As dificuldades dos bombeiros

Os bombeiros portugueses continuam reféns da dicotomia entre o modelo secular de associativismo e o caminho para a profissionalização

por Alexandre Faria 
Escritor, advogado e presidente do Estoril Praia

Nesta altura do ano, perante os milhares de hectares dizimados pelas chamas em vários países europeus, é inevitável pensar nos bombeiros, nas suas corporações e associações humanitárias, sendo recorrente caírem no esquecimento quando a época dos fogos diminui a sua intensidade, deixando por resolver questões estruturais da sua importante atividade em prol das populações.

Como agentes de proteção civil, treinados para atuar e responder em caso de incêndios florestais, urbanos e industriais, as suas funções estenderam-se, ao longo dos anos, para praticamente todas as áreas de intervenção na defesa dos cidadãos. Longe vão os tempos dos primitivos centros onde o homem sentiu a necessidade de prevenir e regular o fogo quando este se voltava contra si ou quando o Imperador César Augusto entendeu criar um grupo que salvaguardasse a segurança perante os grandes incêndios que devastavam Roma. E, tal como o toque a rebate dos sinos das igrejas se foi substituindo pelas sirenes dos quartéis, os bombeiros evoluíram para a resposta, hoje em dia, a missões tão decisivas como emergências médicas pré-hospitalares, salvamentos aquáticos, desencarceramentos em acidentes rodoviários e ferroviários ou à relevante prevenção, sempre em respeito pelas necessidades da comunidade.

Em pleno século XXI, os bombeiros portugueses continuam reféns da dicotomia entre o modelo secular de associativismo e o caminho para a profissionalização, entre o estatuto de voluntário ou de remunerado, sendo os únicos protagonistas sem uma estrutura de comando própria, inseridos entre a coordenação de operações de socorro e o comando dessas mesmas operações. Continuam assentes na tradição portuguesa de voluntariado, sendo previsível que se mantenham nesse formato durante largos anos, face à incapacidade orçamental do Estado de assegurar uma transição dos corpos de bombeiros voluntários por profissionais nos 308 municípios portugueses.

Sem a possibilidade de uma solução imediata para uma carreira própria global, a qualidade do serviço garantida pelos bombeiros necessita de um forte incentivo regular entre a administração central, a administração local, os bombeiros e os seus dirigentes associativos, de modo a permitir que existam os recursos necessários para atuarem da melhor forma e sempre que a nossa sociedade precisa.
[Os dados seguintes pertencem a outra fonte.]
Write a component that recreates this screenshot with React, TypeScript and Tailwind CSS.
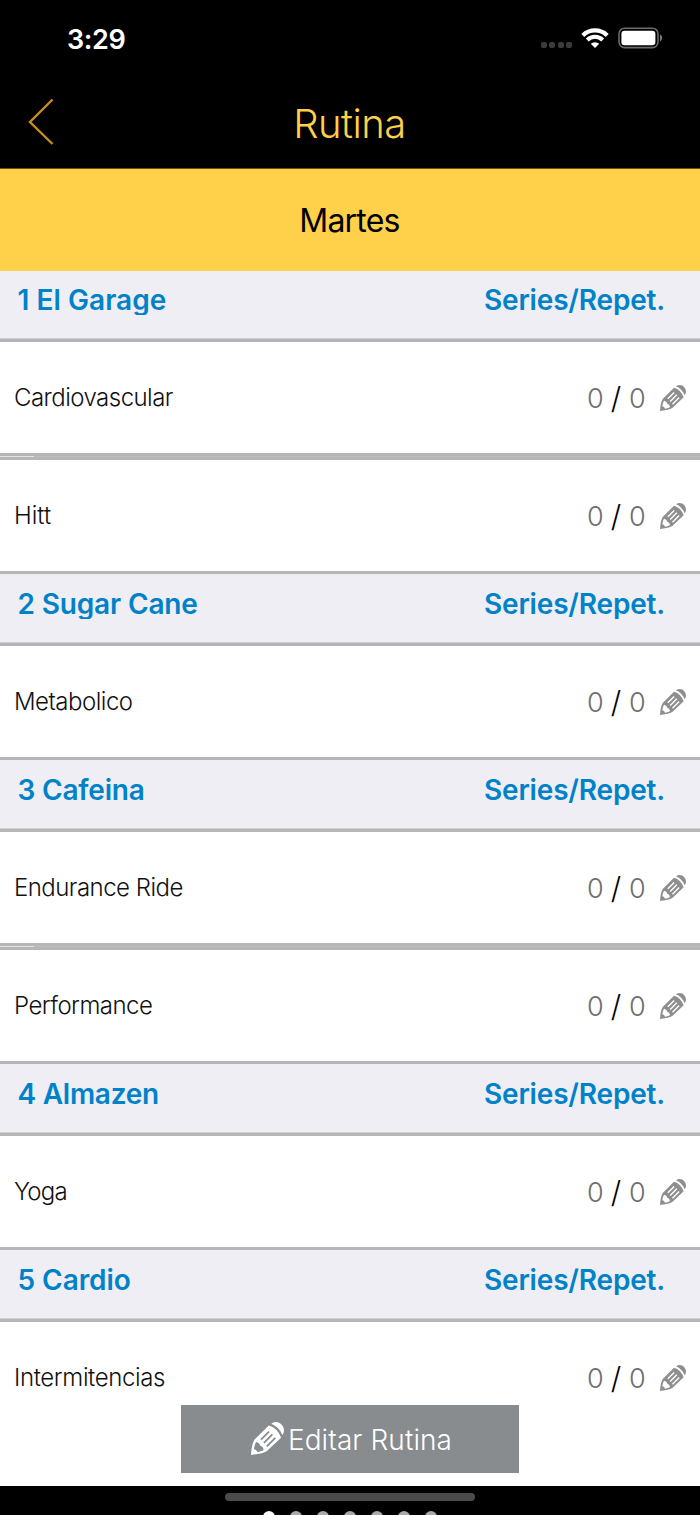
type Exercise = { name: string; spacing: string };
type Section = { title: string; spacing: string; rows: Exercise[] };

const sections: Section[] = [
  {
    title: "1 El Garage",
    spacing: "tracking-[0.05px]",
    rows: [
      { name: "Cardiovascular", spacing: "tracking-[-0.53px]" },
      { name: "Hitt", spacing: "tracking-[0px]" },
    ],
  },
  { title: "2 Sugar Cane", spacing: "tracking-[-0.15px]", rows: [{ name: "Metabolico", spacing: "tracking-[-0.5px]" }] },
  {
    title: "3 Cafeina",
    spacing: "tracking-[-0.2px]",
    rows: [
      { name: "Endurance Ride", spacing: "tracking-[-0.53px]" },
      { name: "Performance", spacing: "tracking-[-0.53px]" },
    ],
  },
  { title: "4 Almazen", spacing: "tracking-[-0.25px]", rows: [{ name: "Yoga", spacing: "tracking-[-0.8px]" }] },
  { title: "5 Cardio", spacing: "tracking-[-0.05px]", rows: [{ name: "Intermitencias", spacing: "tracking-[-0.37px]" }] },
];

function Pencil({ className }: { className: string }) {
  return (
    <svg viewBox="0 0 78 78" className={className} fill="currentColor">
      {/* eraser */}
      <path d="M48 4 C56 -2 66 -1 72 6 C79 13 80 23 74 31 C70 19 60 9 48 4Z" />
      {/* body, with the wood tip and the stripes cut out */}
      <path
        fillRule="evenodd"
        d="M42 8 C56 12 66 22 71 37 L37 69 C27 75 13 76 0 78 C1 66 2 52 8 42Z
           M12 47 C9 53 8 58 7 64 C11 65 14 68 15 71 C21 70 26 69 30 66 C29 60 26 57 22 56 C21 51 17 48 12 47Z
           M22 40 L41 21 L44 24 L25 43Z
           M29 48 L49 28 L52 31 L32 51Z
           M36 56 L56 36 L59 39 L39 59Z"
      />
    </svg>
  );
}

function StatusBar() {
  return (
    <div className="flex h-[76px] items-center pl-[67px] pr-[37px]">
      <span className="pt-[2px] text-[27px] leading-none font-semibold tracking-[-0.4px] text-white">3:29</span>
      <div className="ml-auto flex items-center">
        <div className="mt-[14px] flex gap-[2.5px]">
          <i className="size-[6px] rounded-[2px] bg-[#3b3b3b]" />
          <i className="size-[6px] rounded-[2px] bg-[#3b3b3b]" />
          <i className="size-[6px] rounded-[2px] bg-[#3b3b3b]" />
          <i className="size-[6px] rounded-[2px] bg-[#3b3b3b]" />
        </div>
        <svg viewBox="0 0 28 20" className="ml-[9px] h-[20px] w-[28px]" fill="none">
          <path d="M1.8 7.4 A17.5 17.5 0 0 1 26.2 7.4" stroke="white" strokeWidth="4.2" />
          <path d="M6.3 12 A11 11 0 0 1 21.7 12" stroke="white" strokeWidth="4" />
          <path d="M9.8 15.8 A6.2 6.2 0 0 1 18.2 15.8 L14 20Z" fill="white" />
        </svg>
        <svg viewBox="0 0 45 22" className="ml-[9px] h-[22px] w-[45px]" fill="none">
          <rect x="1" y="1.2" width="39" height="19.4" rx="5.5" stroke="#6b6b6b" strokeWidth="1.6" />
          <rect x="3.4" y="3.8" width="34" height="14.4" rx="3.2" fill="white" />
          <path d="M42 7.6 C44.8 8.8 44.8 13 42 14.4Z" fill="#7a7a7a" />
        </svg>
      </div>
    </div>
  );
}

function SectionHeader({ title, spacing, first }: { title: string; spacing: string; first: boolean }) {
  return (
    <div className={`${first ? "h-[71px]" : "h-[72px]"} flex flex-col border-b-[3px] border-[#b6b6b6] bg-[#efeef4]`}>
      <div
        className={`${first ? "h-[44px] pt-[9px]" : "h-[45px] pt-[10px]"} flex shrink-0 justify-between overflow-hidden pl-[17.5px] pr-[35px] text-[28px] leading-[40px] font-semibold text-[#0082c8]`}
      >
        <span className={spacing}>{title}</span>
        <span className="tracking-[-0.18px]">Series/Repet.</span>
      </div>
      <div className="mt-auto h-px bg-[#cfcfd2]" />
    </div>
  );
}

function ExerciseRow({ name, spacing }: Exercise) {
  return (
    <div className="flex h-[111px] items-center bg-white px-[14px]">
      <span className={`text-[24px] font-light text-[#111] ${spacing}`}>{name}</span>
      <div className="ml-auto flex items-center text-[27px] leading-none font-light">
        <span className="w-[16px] pt-px text-center text-[#6e6e6e]">0</span>
        <span className="w-[26px] text-center text-[30px] font-[350] text-black">/</span>
        <span className="w-[16px] pt-px text-center text-[#6e6e6e]">0</span>
        <Pencil className="ml-[15px] size-[26px] text-[#8e8e8e]" />
      </div>
    </div>
  );
}

export default function App() {
  return (
    <div
      className="relative flex h-[1515px] w-[700px] flex-col overflow-hidden bg-white"
      style={{ fontFamily: 'Inter, "Liberation Sans", sans-serif' }}
    >
      <header className="h-[169px] shrink-0 border-b border-[#6b5210] bg-black">
        <StatusBar />
        <div className="grid h-[92px] grid-cols-[1fr_auto_1fr] items-center">
          <svg viewBox="0 0 26 48" className="ml-[28px] h-[48px] w-[26px]" fill="none">
            <path d="M24.5 1.5 L2 24 L24.5 46" stroke="#c98d1e" strokeWidth="2.4" />
          </svg>
          <h1 className="pt-[4px] pr-px text-[40px] leading-none font-light tracking-[-0.5px] text-[#ffd04a]">Rutina</h1>
        </div>
      </header>

      <div className="flex h-[102px] shrink-0 items-center justify-center bg-[#ffd04a] pt-px pr-px text-[32px] tracking-[-0.8px] text-black">
        Martes
      </div>

      <main className="h-[1215px] shrink-0 overflow-hidden">
        {sections.map((section, s) => (
          <section key={section.title}>
            <SectionHeader title={section.title} spacing={section.spacing} first={s === 0} />
            {section.rows.map((row, i) => (
              <div key={row.name}>
                <ExerciseRow {...row} />
                {i < section.rows.length - 1 ? (
                  <div className="flex h-[7px] flex-col bg-[#b6b6b6] pt-[3px]">
                    <div className="flex h-px bg-[#bdbdbd]">
                      <div className="w-[34px] bg-[#e4e4e4]" />
                    </div>
                  </div>
                ) : (
                  s < sections.length - 1 && <div className="h-[3px] bg-[#b6b6b6]" />
                )}
              </div>
            ))}
          </section>
        ))}
      </main>

      <button className="absolute left-[181px] top-[1405px] flex h-[67.5px] w-[338px] items-center justify-center bg-[#888c8f] pl-[3px] text-[28px] font-[350] tracking-[0.1px] text-white">
        <Pencil className="mr-[4px] size-[33px]" />
        <span className="pt-[3px]">Editar Rutina</span>
      </button>

      <footer className="flex h-[29px] shrink-0 flex-col items-center bg-black pt-[7px]">
        <div className="h-[8px] w-[250px] shrink-0 rounded-full bg-[#4b4b4b]" />
        <div className="mt-[10px] flex shrink-0 gap-[15px]">
          <i className="size-[12px] rounded-full bg-white" />
          <i className="size-[12px] rounded-full bg-[#aaa]" />
          <i className="size-[12px] rounded-full bg-[#aaa]" />
          <i className="size-[12px] rounded-full bg-[#aaa]" />
          <i className="size-[12px] rounded-full bg-[#aaa]" />
          <i className="size-[12px] rounded-full bg-[#aaa]" />
          <i className="size-[12px] rounded-full bg-[#aaa]" />
        </div>
      </footer>
    </div>
  );
}
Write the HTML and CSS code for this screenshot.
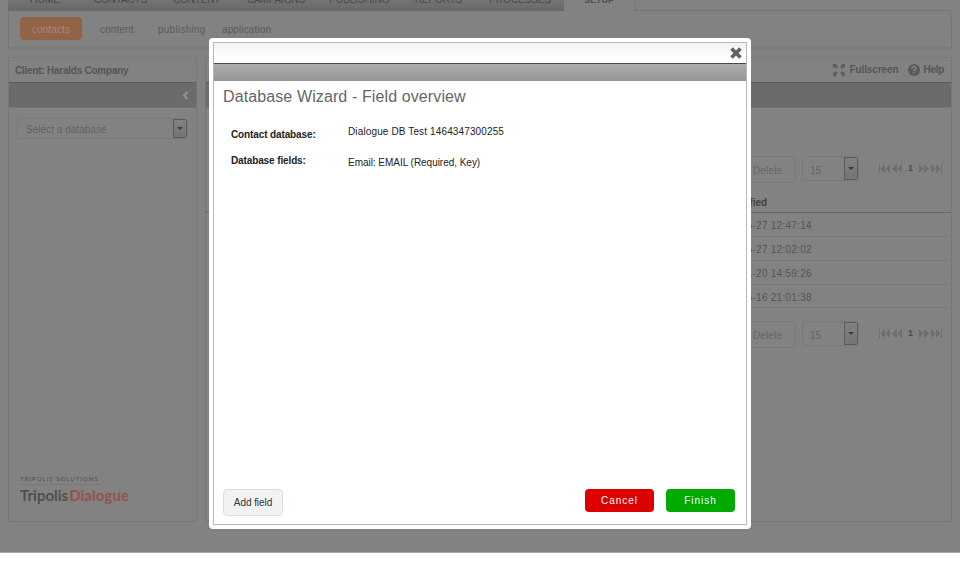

Ao empenho visível do Ministério da Administração Interna, seja pelas candidaturas ao abrigo do PRR, seja por apoio direto, terá de juntar-se o devido reconhecimento por parte do Ministério da Saúde em relação ao INEM, atendendo ao facto de cerca de 80% a 90% desses serviços serem prestados pelos bombeiros. E nesta permanente necessidade de mais e de melhores meios de atuação para a defesa das vidas humanas, que ninguém questiona, o apoio das autarquias locais é imprescindível, em complementaridade aos restantes gabinetes governativos.

Só deste modo, atendendo ao circunstancialismo que nos rodeia, estaremos a reconhecer como heróis aqueles que avançam na direção das labaredas quando todos fogem, fazendo-o em nome de um altruísmo que nos transcende, em proveito do bem comum.